GIVEN PROBLEM: Filter out everything except lines holding "index".

GIVEN DATA:
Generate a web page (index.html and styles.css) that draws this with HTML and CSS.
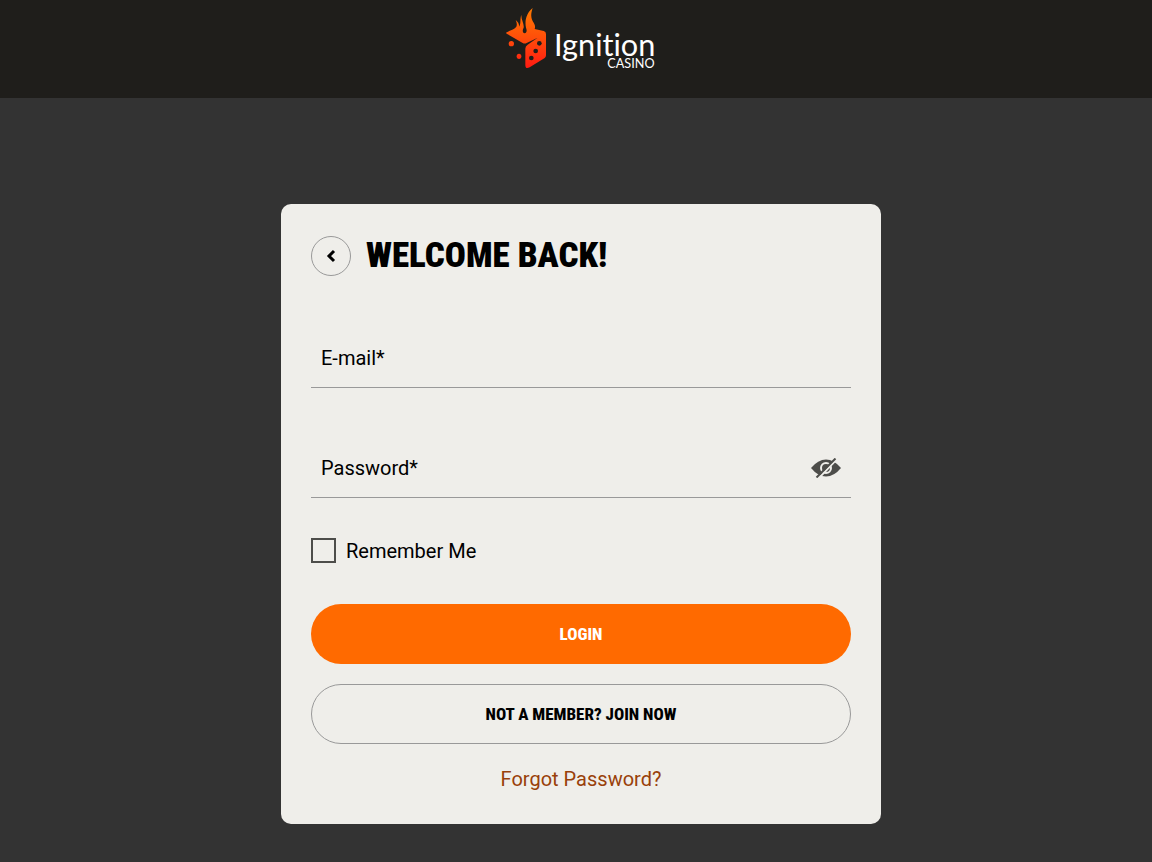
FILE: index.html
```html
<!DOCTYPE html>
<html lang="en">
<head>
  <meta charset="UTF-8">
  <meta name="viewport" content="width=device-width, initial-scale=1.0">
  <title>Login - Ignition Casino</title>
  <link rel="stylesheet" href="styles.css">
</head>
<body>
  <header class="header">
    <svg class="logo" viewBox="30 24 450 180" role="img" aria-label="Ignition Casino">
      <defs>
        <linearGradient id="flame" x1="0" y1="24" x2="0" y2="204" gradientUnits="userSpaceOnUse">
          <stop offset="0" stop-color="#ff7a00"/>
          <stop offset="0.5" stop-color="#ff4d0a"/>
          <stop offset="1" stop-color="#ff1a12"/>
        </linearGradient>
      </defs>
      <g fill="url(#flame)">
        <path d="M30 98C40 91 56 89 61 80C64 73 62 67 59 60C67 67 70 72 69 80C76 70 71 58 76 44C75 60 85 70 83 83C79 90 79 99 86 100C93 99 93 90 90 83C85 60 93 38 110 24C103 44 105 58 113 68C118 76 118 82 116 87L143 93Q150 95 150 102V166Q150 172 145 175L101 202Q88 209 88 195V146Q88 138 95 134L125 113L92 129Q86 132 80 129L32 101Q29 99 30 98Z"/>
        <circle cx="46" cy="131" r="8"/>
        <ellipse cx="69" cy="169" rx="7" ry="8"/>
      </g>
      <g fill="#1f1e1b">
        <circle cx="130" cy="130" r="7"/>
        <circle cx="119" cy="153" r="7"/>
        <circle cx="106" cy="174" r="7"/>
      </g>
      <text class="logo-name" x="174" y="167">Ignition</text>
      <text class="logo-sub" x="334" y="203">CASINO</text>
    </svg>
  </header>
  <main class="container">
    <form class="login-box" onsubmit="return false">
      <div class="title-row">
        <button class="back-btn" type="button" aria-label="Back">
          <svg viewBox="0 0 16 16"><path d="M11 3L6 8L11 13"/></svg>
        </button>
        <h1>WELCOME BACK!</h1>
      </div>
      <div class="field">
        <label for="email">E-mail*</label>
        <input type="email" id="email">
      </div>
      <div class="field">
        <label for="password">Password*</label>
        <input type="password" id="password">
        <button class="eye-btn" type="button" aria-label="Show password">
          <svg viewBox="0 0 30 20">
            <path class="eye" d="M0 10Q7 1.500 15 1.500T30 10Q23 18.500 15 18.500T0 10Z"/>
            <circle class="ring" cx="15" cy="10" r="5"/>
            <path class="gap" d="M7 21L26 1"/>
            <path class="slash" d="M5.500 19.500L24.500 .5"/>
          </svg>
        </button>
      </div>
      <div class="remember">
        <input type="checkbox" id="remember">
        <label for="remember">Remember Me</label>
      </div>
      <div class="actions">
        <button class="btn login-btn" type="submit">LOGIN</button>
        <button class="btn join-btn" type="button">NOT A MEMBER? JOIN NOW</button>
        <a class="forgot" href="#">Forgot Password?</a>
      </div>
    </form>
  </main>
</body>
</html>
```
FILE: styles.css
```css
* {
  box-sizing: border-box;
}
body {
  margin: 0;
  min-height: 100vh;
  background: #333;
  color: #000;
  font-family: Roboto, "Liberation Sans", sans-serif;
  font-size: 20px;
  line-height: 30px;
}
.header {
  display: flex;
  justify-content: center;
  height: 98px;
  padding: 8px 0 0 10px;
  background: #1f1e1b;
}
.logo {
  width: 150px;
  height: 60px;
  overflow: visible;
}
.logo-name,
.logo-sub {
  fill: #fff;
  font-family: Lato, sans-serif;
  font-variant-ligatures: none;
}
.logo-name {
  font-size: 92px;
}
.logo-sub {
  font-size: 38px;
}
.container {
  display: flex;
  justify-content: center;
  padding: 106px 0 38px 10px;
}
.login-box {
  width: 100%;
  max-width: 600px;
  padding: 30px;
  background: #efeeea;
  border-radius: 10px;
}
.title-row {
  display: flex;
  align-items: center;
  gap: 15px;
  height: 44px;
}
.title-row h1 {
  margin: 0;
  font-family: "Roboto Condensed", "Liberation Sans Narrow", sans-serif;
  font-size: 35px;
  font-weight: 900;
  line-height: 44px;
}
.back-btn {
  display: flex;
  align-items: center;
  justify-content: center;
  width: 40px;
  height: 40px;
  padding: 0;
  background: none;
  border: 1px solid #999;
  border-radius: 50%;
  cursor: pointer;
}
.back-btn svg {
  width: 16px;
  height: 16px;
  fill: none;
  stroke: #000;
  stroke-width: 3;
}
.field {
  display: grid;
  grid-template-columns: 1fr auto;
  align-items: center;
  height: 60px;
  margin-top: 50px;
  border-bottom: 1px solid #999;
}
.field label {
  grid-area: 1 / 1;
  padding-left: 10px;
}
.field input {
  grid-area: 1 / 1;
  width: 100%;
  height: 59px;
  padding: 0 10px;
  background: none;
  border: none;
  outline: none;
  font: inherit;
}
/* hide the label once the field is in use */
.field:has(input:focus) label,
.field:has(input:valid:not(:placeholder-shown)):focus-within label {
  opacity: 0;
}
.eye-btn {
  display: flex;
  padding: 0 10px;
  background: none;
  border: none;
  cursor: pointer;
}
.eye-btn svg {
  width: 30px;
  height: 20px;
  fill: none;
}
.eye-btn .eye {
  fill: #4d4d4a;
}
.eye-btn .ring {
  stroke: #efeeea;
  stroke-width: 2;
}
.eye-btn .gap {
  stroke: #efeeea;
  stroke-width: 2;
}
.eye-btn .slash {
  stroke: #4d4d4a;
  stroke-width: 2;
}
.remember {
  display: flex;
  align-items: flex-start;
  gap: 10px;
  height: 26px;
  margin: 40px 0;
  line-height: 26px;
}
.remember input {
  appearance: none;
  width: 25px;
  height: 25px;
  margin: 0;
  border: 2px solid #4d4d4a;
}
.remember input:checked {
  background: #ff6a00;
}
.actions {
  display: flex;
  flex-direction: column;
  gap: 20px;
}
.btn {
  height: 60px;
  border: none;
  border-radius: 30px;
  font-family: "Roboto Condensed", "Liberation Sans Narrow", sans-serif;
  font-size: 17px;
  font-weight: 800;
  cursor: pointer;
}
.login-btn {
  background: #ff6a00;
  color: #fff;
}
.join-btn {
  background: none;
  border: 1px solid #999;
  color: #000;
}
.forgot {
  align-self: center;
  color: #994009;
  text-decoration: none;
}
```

RESPONSE BELOW:
Generate a web page (index.html and styles.css) that draws this with HTML and CSS.
FILE: index.html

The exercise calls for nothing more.